> Your task: Transcribe each line of the material as it is, and drop any picture.

> Stored data:
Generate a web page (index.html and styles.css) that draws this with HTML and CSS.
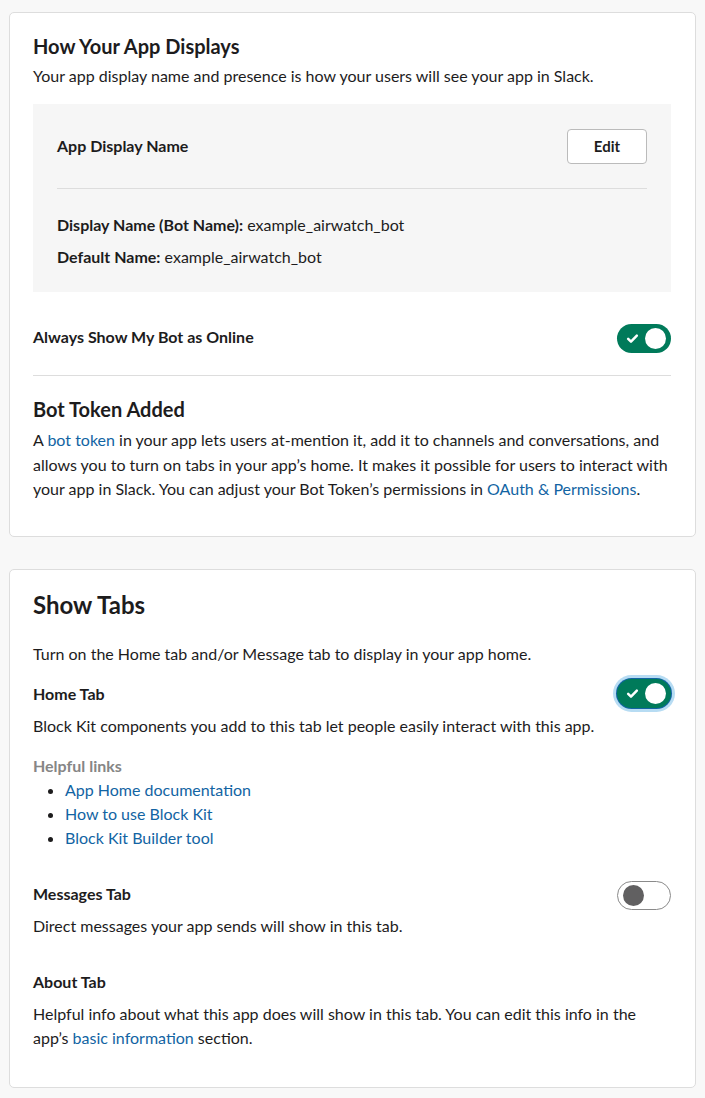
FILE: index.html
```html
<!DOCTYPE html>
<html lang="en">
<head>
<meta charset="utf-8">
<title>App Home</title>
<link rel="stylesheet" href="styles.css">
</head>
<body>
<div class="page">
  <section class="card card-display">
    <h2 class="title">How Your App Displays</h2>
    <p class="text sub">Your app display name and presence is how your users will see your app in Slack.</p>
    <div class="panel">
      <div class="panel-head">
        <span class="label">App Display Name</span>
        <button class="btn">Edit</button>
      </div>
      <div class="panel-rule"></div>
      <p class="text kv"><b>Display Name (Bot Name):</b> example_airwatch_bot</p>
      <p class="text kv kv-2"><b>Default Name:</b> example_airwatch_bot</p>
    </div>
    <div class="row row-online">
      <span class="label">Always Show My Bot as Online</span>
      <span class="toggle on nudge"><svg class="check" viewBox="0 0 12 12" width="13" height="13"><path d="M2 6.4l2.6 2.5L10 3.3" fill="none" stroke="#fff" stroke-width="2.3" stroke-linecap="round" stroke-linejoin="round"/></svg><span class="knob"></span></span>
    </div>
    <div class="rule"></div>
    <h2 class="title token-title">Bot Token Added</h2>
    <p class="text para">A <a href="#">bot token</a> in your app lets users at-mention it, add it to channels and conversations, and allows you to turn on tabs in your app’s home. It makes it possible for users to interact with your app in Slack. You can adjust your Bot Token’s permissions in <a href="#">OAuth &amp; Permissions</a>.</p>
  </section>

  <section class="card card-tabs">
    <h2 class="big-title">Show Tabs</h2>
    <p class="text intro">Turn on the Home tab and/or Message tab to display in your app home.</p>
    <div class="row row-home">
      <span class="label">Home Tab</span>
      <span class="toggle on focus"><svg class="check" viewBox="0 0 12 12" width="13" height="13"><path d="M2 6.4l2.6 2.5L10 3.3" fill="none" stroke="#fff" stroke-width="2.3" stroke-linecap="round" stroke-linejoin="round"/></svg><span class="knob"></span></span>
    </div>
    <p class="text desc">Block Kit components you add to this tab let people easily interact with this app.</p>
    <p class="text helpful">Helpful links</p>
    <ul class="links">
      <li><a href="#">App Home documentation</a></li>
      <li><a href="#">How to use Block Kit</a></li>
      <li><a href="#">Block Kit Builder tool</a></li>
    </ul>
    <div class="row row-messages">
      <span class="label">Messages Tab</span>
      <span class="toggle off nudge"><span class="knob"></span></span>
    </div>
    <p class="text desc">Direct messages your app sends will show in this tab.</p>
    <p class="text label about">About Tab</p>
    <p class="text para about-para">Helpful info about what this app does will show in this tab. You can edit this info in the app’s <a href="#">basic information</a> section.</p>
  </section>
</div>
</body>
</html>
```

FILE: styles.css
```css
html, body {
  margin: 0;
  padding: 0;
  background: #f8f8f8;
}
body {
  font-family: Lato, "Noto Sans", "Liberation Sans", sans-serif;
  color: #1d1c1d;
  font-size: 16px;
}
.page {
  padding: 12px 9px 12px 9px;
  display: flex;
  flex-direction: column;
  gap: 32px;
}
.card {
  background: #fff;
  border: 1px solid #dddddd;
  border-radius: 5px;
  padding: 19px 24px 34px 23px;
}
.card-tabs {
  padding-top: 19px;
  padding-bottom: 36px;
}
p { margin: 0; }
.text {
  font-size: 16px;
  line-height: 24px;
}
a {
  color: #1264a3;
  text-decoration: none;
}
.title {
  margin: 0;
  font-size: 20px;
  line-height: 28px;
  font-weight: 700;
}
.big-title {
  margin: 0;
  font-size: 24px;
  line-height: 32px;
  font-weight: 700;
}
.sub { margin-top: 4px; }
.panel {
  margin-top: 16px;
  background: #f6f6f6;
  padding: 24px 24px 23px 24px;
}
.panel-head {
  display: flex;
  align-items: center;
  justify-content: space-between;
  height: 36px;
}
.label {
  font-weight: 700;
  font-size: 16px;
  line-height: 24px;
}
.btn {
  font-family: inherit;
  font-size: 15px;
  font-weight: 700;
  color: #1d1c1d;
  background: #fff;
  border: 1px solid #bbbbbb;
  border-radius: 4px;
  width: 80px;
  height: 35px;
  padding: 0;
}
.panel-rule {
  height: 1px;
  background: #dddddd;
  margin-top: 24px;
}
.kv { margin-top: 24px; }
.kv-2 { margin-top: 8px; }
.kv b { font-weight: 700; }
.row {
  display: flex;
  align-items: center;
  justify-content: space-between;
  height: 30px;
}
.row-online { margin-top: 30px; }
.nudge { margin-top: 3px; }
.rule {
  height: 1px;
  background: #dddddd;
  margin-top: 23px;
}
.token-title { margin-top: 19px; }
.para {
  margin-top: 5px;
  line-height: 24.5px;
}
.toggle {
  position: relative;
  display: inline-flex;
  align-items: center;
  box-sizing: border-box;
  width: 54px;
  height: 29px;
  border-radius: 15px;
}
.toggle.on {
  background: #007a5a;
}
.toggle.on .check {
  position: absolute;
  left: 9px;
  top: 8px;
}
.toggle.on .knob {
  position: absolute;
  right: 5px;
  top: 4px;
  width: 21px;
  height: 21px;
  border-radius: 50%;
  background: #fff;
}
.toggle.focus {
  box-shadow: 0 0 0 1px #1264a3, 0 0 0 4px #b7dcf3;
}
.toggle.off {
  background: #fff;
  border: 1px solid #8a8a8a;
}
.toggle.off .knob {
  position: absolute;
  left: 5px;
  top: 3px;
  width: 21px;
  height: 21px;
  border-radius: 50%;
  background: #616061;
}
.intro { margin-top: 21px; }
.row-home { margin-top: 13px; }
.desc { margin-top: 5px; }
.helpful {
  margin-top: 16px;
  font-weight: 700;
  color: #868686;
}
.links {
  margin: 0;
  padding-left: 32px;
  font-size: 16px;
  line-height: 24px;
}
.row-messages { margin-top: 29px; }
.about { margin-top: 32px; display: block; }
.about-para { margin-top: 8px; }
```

> In response:
Generate a web page (index.html and styles.css) that draws this with HTML and CSS.
FILE: index.html
```html
<!DOCTYPE html>
<html lang="en">
<head>
<meta charset="utf-8">
<title>App Home</title>
<link rel="stylesheet" href="styles.css">
</head>
<body>
<div class="page">
  <section class="card card-display">
    <h2 class="title">How Your App Displays</h2>
    <p class="text sub">Your app display name and presence is how your users will see your app in Slack.</p>
    <div class="panel">
      <div class="panel-head">
        <span class="label">App Display Name</span>
        <button class="btn">Edit</button>
      </div>
      <div class="panel-rule"></div>
      <p class="text kv"><b>Display Name (Bot Name):</b> example_airwatch_bot</p>
      <p class="text kv kv-2"><b>Default Name:</b> example_airwatch_bot</p>
    </div>
    <div class="row row-online">
      <span class="label">Always Show My Bot as Online</span>
      <span class="toggle on nudge"><svg class="check" viewBox="0 0 12 12" width="13" height="13"><path d="M2 6.4l2.6 2.5L10 3.3" fill="none" stroke="#fff" stroke-width="2.3" stroke-linecap="round" stroke-linejoin="round"/></svg><span class="knob"></span></span>
    </div>
    <div class="rule"></div>
    <h2 class="title token-title">Bot Token Added</h2>
    <p class="text para">A <a href="#">bot token</a> in your app lets users at-mention it, add it to channels and conversations, and allows you to turn on tabs in your app’s home. It makes it possible for users to interact with your app in Slack. You can adjust your Bot Token’s permissions in <a href="#">OAuth &amp; Permissions</a>.</p>
  </section>

  <section class="card card-tabs">
    <h2 class="big-title">Show Tabs</h2>
    <p class="text intro">Turn on the Home tab and/or Message tab to display in your app home.</p>
    <div class="row row-home">
      <span class="label">Home Tab</span>
      <span class="toggle on focus"><svg class="check" viewBox="0 0 12 12" width="13" height="13"><path d="M2 6.4l2.6 2.5L10 3.3" fill="none" stroke="#fff" stroke-width="2.3" stroke-linecap="round" stroke-linejoin="round"/></svg><span class="knob"></span></span>
    </div>
    <p class="text desc">Block Kit components you add to this tab let people easily interact with this app.</p>
    <p class="text helpful">Helpful links</p>
    <ul class="links">
      <li><a href="#">App Home documentation</a></li>
      <li><a href="#">How to use Block Kit</a></li>
      <li><a href="#">Block Kit Builder tool</a></li>
    </ul>
    <div class="row row-messages">
      <span class="label">Messages Tab</span>
      <span class="toggle off nudge"><span class="knob"></span></span>
    </div>
    <p class="text desc">Direct messages your app sends will show in this tab.</p>
    <p class="text label about">About Tab</p>
    <p class="text para about-para">Helpful info about what this app does will show in this tab. You can edit this info in the app’s <a href="#">basic information</a> section.</p>
  </section>
</div>
</body>
</html>
```

FILE: styles.css
```css
html, body {
  margin: 0;
  padding: 0;
  background: #f8f8f8;
}
body {
  font-family: Lato, "Noto Sans", "Liberation Sans", sans-serif;
  color: #1d1c1d;
  font-size: 16px;
}
.page {
  padding: 12px 9px 12px 9px;
  display: flex;
  flex-direction: column;
  gap: 32px;
}
.card {
  background: #fff;
  border: 1px solid #dddddd;
  border-radius: 5px;
  padding: 19px 24px 34px 23px;
}
.card-tabs {
  padding-top: 19px;
  padding-bottom: 36px;
}
p { margin: 0; }
.text {
  font-size: 16px;
  line-height: 24px;
}
a {
  color: #1264a3;
  text-decoration: none;
}
.title {
  margin: 0;
  font-size: 20px;
  line-height: 28px;
  font-weight: 700;
}
.big-title {
  margin: 0;
  font-size: 24px;
  line-height: 32px;
  font-weight: 700;
}
.sub { margin-top: 4px; }
.panel {
  margin-top: 16px;
  background: #f6f6f6;
  padding: 24px 24px 23px 24px;
}
.panel-head {
  display: flex;
  align-items: center;
  justify-content: space-between;
  height: 36px;
}
.label {
  font-weight: 700;
  font-size: 16px;
  line-height: 24px;
}
.btn {
  font-family: inherit;
  font-size: 15px;
  font-weight: 700;
  color: #1d1c1d;
  background: #fff;
  border: 1px solid #bbbbbb;
  border-radius: 4px;
  width: 80px;
  height: 35px;
  padding: 0;
}
.panel-rule {
  height: 1px;
  background: #dddddd;
  margin-top: 24px;
}
.kv { margin-top: 24px; }
.kv-2 { margin-top: 8px; }
.kv b { font-weight: 700; }
.row {
  display: flex;
  align-items: center;
  justify-content: space-between;
  height: 30px;
}
.row-online { margin-top: 30px; }
.nudge { margin-top: 3px; }
.rule {
  height: 1px;
  background: #dddddd;
  margin-top: 23px;
}
.token-title { margin-top: 19px; }
.para {
  margin-top: 5px;
  line-height: 24.5px;
}
.toggle {
  position: relative;
  display: inline-flex;
  align-items: center;
  box-sizing: border-box;
  width: 54px;
  height: 29px;
  border-radius: 15px;
}
.toggle.on {
  background: #007a5a;
}
.toggle.on .check {
  position: absolute;
  left: 9px;
  top: 8px;
}
.toggle.on .knob {
  position: absolute;
  right: 5px;
  top: 4px;
  width: 21px;
  height: 21px;
  border-radius: 50%;
  background: #fff;
}
.toggle.focus {
  box-shadow: 0 0 0 1px #1264a3, 0 0 0 4px #b7dcf3;
}
.toggle.off {
  background: #fff;
  border: 1px solid #8a8a8a;
}
.toggle.off .knob {
  position: absolute;
  left: 5px;
  top: 3px;
  width: 21px;
  height: 21px;
  border-radius: 50%;
  background: #616061;
}
.intro { margin-top: 21px; }
.row-home { margin-top: 13px; }
.desc { margin-top: 5px; }
.helpful {
  margin-top: 16px;
  font-weight: 700;
  color: #868686;
}
.links {
  margin: 0;
  padding-left: 32px;
  font-size: 16px;
  line-height: 24px;
}
.row-messages { margin-top: 29px; }
.about { margin-top: 32px; display: block; }
.about-para { margin-top: 8px; }
```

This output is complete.